::: COLLECTED DATA :::

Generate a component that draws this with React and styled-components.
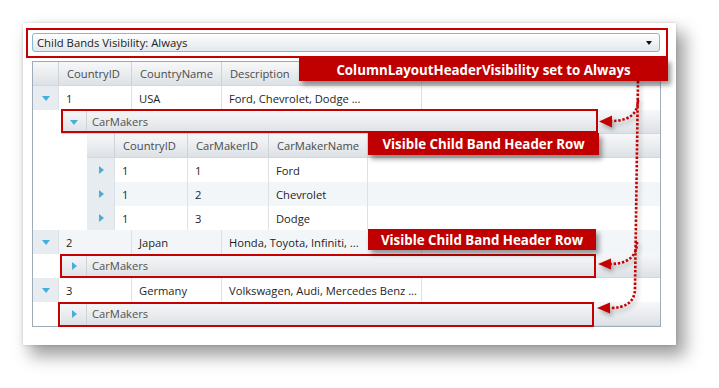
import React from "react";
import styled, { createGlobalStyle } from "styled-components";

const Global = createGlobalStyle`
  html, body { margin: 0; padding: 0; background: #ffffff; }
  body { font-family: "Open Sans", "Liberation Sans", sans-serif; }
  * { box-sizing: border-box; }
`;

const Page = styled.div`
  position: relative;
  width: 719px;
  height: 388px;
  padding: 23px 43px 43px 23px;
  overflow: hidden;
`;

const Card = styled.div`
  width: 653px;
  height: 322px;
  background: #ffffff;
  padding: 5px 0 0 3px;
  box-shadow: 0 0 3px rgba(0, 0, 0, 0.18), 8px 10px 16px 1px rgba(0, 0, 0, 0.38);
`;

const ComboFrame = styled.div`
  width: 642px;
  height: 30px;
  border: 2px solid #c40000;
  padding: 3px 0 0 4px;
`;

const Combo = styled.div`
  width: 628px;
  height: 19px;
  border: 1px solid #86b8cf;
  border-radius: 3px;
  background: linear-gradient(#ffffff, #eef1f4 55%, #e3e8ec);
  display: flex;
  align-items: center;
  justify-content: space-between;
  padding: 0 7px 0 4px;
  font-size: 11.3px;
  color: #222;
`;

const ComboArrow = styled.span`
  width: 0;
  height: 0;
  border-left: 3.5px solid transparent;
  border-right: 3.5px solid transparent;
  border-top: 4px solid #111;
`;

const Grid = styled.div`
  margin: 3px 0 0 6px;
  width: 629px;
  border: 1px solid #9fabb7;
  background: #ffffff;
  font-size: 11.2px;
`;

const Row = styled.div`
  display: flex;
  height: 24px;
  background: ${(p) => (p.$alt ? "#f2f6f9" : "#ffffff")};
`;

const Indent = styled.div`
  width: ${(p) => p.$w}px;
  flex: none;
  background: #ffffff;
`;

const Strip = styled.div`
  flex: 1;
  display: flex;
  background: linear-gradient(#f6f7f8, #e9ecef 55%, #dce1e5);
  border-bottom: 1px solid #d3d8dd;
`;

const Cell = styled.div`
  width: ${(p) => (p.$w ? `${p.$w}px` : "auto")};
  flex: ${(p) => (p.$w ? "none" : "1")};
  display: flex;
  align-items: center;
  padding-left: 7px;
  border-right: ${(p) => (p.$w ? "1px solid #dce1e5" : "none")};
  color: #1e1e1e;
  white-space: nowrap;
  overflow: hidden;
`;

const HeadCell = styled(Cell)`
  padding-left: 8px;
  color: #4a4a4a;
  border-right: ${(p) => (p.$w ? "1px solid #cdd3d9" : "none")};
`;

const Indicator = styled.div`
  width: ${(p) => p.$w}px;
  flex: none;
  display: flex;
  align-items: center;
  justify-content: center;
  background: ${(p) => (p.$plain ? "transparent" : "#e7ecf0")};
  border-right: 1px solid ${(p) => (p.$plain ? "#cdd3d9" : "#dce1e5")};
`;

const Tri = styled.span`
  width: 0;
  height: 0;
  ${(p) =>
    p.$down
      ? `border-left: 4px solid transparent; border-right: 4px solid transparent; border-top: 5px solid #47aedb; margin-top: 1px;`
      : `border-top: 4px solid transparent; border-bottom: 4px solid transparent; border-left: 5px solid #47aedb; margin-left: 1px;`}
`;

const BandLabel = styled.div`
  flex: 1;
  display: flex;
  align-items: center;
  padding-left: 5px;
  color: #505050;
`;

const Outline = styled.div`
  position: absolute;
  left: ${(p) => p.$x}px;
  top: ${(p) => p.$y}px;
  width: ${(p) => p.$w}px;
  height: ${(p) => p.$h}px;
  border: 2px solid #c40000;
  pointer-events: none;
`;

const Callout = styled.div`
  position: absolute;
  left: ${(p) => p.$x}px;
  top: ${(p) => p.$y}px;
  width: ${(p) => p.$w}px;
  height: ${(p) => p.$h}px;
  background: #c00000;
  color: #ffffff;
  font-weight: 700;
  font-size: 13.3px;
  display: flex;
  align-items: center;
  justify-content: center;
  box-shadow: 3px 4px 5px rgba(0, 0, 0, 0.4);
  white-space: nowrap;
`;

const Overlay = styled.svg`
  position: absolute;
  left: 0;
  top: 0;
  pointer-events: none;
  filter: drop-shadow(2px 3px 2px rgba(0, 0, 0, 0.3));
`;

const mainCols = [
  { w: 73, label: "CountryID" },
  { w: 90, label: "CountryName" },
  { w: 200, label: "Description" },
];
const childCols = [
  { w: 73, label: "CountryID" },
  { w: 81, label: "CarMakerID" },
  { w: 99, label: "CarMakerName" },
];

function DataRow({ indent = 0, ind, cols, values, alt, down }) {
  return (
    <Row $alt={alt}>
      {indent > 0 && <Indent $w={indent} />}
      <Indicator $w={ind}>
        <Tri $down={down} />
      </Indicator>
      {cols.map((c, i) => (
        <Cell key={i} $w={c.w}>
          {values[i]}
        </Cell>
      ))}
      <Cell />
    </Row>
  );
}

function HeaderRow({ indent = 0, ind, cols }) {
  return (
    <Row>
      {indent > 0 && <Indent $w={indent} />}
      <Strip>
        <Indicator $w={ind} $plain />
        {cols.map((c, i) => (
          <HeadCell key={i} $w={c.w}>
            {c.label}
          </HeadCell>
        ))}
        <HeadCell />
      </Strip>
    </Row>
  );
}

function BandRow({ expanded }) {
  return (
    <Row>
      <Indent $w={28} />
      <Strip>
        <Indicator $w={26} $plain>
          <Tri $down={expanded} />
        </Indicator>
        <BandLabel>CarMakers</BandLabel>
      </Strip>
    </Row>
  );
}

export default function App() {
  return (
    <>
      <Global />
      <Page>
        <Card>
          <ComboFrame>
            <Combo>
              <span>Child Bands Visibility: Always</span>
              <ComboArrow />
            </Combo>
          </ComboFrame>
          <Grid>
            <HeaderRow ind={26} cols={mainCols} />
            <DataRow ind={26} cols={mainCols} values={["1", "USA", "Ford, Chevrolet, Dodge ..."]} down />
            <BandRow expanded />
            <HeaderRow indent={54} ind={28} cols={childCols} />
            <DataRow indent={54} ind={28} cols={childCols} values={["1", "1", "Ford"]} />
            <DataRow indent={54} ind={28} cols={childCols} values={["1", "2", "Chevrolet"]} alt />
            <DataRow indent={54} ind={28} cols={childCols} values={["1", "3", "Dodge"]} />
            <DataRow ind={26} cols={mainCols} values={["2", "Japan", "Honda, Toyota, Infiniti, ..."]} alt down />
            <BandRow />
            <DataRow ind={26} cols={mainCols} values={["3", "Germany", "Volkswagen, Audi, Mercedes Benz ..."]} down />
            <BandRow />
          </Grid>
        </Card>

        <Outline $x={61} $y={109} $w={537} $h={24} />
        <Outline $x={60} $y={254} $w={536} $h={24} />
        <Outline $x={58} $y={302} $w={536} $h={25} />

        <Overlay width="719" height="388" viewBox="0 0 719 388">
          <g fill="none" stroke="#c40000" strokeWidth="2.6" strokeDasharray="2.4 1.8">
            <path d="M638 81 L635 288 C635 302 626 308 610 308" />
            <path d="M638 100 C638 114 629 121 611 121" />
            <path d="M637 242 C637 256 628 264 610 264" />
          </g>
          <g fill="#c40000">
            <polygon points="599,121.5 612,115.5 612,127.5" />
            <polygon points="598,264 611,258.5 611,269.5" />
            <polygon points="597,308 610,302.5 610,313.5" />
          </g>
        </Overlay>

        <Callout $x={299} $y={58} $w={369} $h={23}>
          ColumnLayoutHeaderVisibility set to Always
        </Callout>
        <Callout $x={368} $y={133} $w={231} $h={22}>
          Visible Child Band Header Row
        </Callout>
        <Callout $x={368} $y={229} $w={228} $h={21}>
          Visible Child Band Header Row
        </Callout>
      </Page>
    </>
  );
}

:::

TO DO: Repeat the data exactly, excluding the pictures.

TASK RESULT:
Generate a component that draws this with React and styled-components.
import React from "react";
import styled, { createGlobalStyle } from "styled-components";

const Global = createGlobalStyle`
  html, body { margin: 0; padding: 0; background: #ffffff; }
  body { font-family: "Open Sans", "Liberation Sans", sans-serif; }
  * { box-sizing: border-box; }
`;

const Page = styled.div`
  position: relative;
  width: 719px;
  height: 388px;
  padding: 23px 43px 43px 23px;
  overflow: hidden;
`;

const Card = styled.div`
  width: 653px;
  height: 322px;
  background: #ffffff;
  padding: 5px 0 0 3px;
  box-shadow: 0 0 3px rgba(0, 0, 0, 0.18), 8px 10px 16px 1px rgba(0, 0, 0, 0.38);
`;

const ComboFrame = styled.div`
  width: 642px;
  height: 30px;
  border: 2px solid #c40000;
  padding: 3px 0 0 4px;
`;

const Combo = styled.div`
  width: 628px;
  height: 19px;
  border: 1px solid #86b8cf;
  border-radius: 3px;
  background: linear-gradient(#ffffff, #eef1f4 55%, #e3e8ec);
  display: flex;
  align-items: center;
  justify-content: space-between;
  padding: 0 7px 0 4px;
  font-size: 11.3px;
  color: #222;
`;

const ComboArrow = styled.span`
  width: 0;
  height: 0;
  border-left: 3.5px solid transparent;
  border-right: 3.5px solid transparent;
  border-top: 4px solid #111;
`;

const Grid = styled.div`
  margin: 3px 0 0 6px;
  width: 629px;
  border: 1px solid #9fabb7;
  background: #ffffff;
  font-size: 11.2px;
`;

const Row = styled.div`
  display: flex;
  height: 24px;
  background: ${(p) => (p.$alt ? "#f2f6f9" : "#ffffff")};
`;

const Indent = styled.div`
  width: ${(p) => p.$w}px;
  flex: none;
  background: #ffffff;
`;

const Strip = styled.div`
  flex: 1;
  display: flex;
  background: linear-gradient(#f6f7f8, #e9ecef 55%, #dce1e5);
  border-bottom: 1px solid #d3d8dd;
`;

const Cell = styled.div`
  width: ${(p) => (p.$w ? `${p.$w}px` : "auto")};
  flex: ${(p) => (p.$w ? "none" : "1")};
  display: flex;
  align-items: center;
  padding-left: 7px;
  border-right: ${(p) => (p.$w ? "1px solid #dce1e5" : "none")};
  color: #1e1e1e;
  white-space: nowrap;
  overflow: hidden;
`;

const HeadCell = styled(Cell)`
  padding-left: 8px;
  color: #4a4a4a;
  border-right: ${(p) => (p.$w ? "1px solid #cdd3d9" : "none")};
`;

const Indicator = styled.div`
  width: ${(p) => p.$w}px;
  flex: none;
  display: flex;
  align-items: center;
  justify-content: center;
  background: ${(p) => (p.$plain ? "transparent" : "#e7ecf0")};
  border-right: 1px solid ${(p) => (p.$plain ? "#cdd3d9" : "#dce1e5")};
`;

const Tri = styled.span`
  width: 0;
  height: 0;
  ${(p) =>
    p.$down
      ? `border-left: 4px solid transparent; border-right: 4px solid transparent; border-top: 5px solid #47aedb; margin-top: 1px;`
      : `border-top: 4px solid transparent; border-bottom: 4px solid transparent; border-left: 5px solid #47aedb; margin-left: 1px;`}
`;

const BandLabel = styled.div`
  flex: 1;
  display: flex;
  align-items: center;
  padding-left: 5px;
  color: #505050;
`;

const Outline = styled.div`
  position: absolute;
  left: ${(p) => p.$x}px;
  top: ${(p) => p.$y}px;
  width: ${(p) => p.$w}px;
  height: ${(p) => p.$h}px;
  border: 2px solid #c40000;
  pointer-events: none;
`;

const Callout = styled.div`
  position: absolute;
  left: ${(p) => p.$x}px;
  top: ${(p) => p.$y}px;
  width: ${(p) => p.$w}px;
  height: ${(p) => p.$h}px;
  background: #c00000;
  color: #ffffff;
  font-weight: 700;
  font-size: 13.3px;
  display: flex;
  align-items: center;
  justify-content: center;
  box-shadow: 3px 4px 5px rgba(0, 0, 0, 0.4);
  white-space: nowrap;
`;

const Overlay = styled.svg`
  position: absolute;
  left: 0;
  top: 0;
  pointer-events: none;
  filter: drop-shadow(2px 3px 2px rgba(0, 0, 0, 0.3));
`;

const mainCols = [
  { w: 73, label: "CountryID" },
  { w: 90, label: "CountryName" },
  { w: 200, label: "Description" },
];
const childCols = [
  { w: 73, label: "CountryID" },
  { w: 81, label: "CarMakerID" },
  { w: 99, label: "CarMakerName" },
];

function DataRow({ indent = 0, ind, cols, values, alt, down }) {
  return (
    <Row $alt={alt}>
      {indent > 0 && <Indent $w={indent} />}
      <Indicator $w={ind}>
        <Tri $down={down} />
      </Indicator>
      {cols.map((c, i) => (
        <Cell key={i} $w={c.w}>
          {values[i]}
        </Cell>
      ))}
      <Cell />
    </Row>
  );
}

function HeaderRow({ indent = 0, ind, cols }) {
  return (
    <Row>
      {indent > 0 && <Indent $w={indent} />}
      <Strip>
        <Indicator $w={ind} $plain />
        {cols.map((c, i) => (
          <HeadCell key={i} $w={c.w}>
            {c.label}
          </HeadCell>
        ))}
        <HeadCell />
      </Strip>
    </Row>
  );
}

function BandRow({ expanded }) {
  return (
    <Row>
      <Indent $w={28} />
      <Strip>
        <Indicator $w={26} $plain>
          <Tri $down={expanded} />
        </Indicator>
        <BandLabel>CarMakers</BandLabel>
      </Strip>
    </Row>
  );
}

export default function App() {
  return (
    <>
      <Global />
      <Page>
        <Card>
          <ComboFrame>
            <Combo>
              <span>Child Bands Visibility: Always</span>
              <ComboArrow />
            </Combo>
          </ComboFrame>
          <Grid>
            <HeaderRow ind={26} cols={mainCols} />
            <DataRow ind={26} cols={mainCols} values={["1", "USA", "Ford, Chevrolet, Dodge ..."]} down />
            <BandRow expanded />
            <HeaderRow indent={54} ind={28} cols={childCols} />
            <DataRow indent={54} ind={28} cols={childCols} values={["1", "1", "Ford"]} />
            <DataRow indent={54} ind={28} cols={childCols} values={["1", "2", "Chevrolet"]} alt />
            <DataRow indent={54} ind={28} cols={childCols} values={["1", "3", "Dodge"]} />
            <DataRow ind={26} cols={mainCols} values={["2", "Japan", "Honda, Toyota, Infiniti, ..."]} alt down />
            <BandRow />
            <DataRow ind={26} cols={mainCols} values={["3", "Germany", "Volkswagen, Audi, Mercedes Benz ..."]} down />
            <BandRow />
          </Grid>
        </Card>

        <Outline $x={61} $y={109} $w={537} $h={24} />
        <Outline $x={60} $y={254} $w={536} $h={24} />
        <Outline $x={58} $y={302} $w={536} $h={25} />

        <Overlay width="719" height="388" viewBox="0 0 719 388">
          <g fill="none" stroke="#c40000" strokeWidth="2.6" strokeDasharray="2.4 1.8">
            <path d="M638 81 L635 288 C635 302 626 308 610 308" />
            <path d="M638 100 C638 114 629 121 611 121" />
            <path d="M637 242 C637 256 628 264 610 264" />
          </g>
          <g fill="#c40000">
            <polygon points="599,121.5 612,115.5 612,127.5" />
            <polygon points="598,264 611,258.5 611,269.5" />
            <polygon points="597,308 610,302.5 610,313.5" />
          </g>
        </Overlay>

        <Callout $x={299} $y={58} $w={369} $h={23}>
          ColumnLayoutHeaderVisibility set to Always
        </Callout>
        <Callout $x={368} $y={133} $w={231} $h={22}>
          Visible Child Band Header Row
        </Callout>
        <Callout $x={368} $y={229} $w={228} $h={21}>
          Visible Child Band Header Row
        </Callout>
      </Page>
    </>
  );
}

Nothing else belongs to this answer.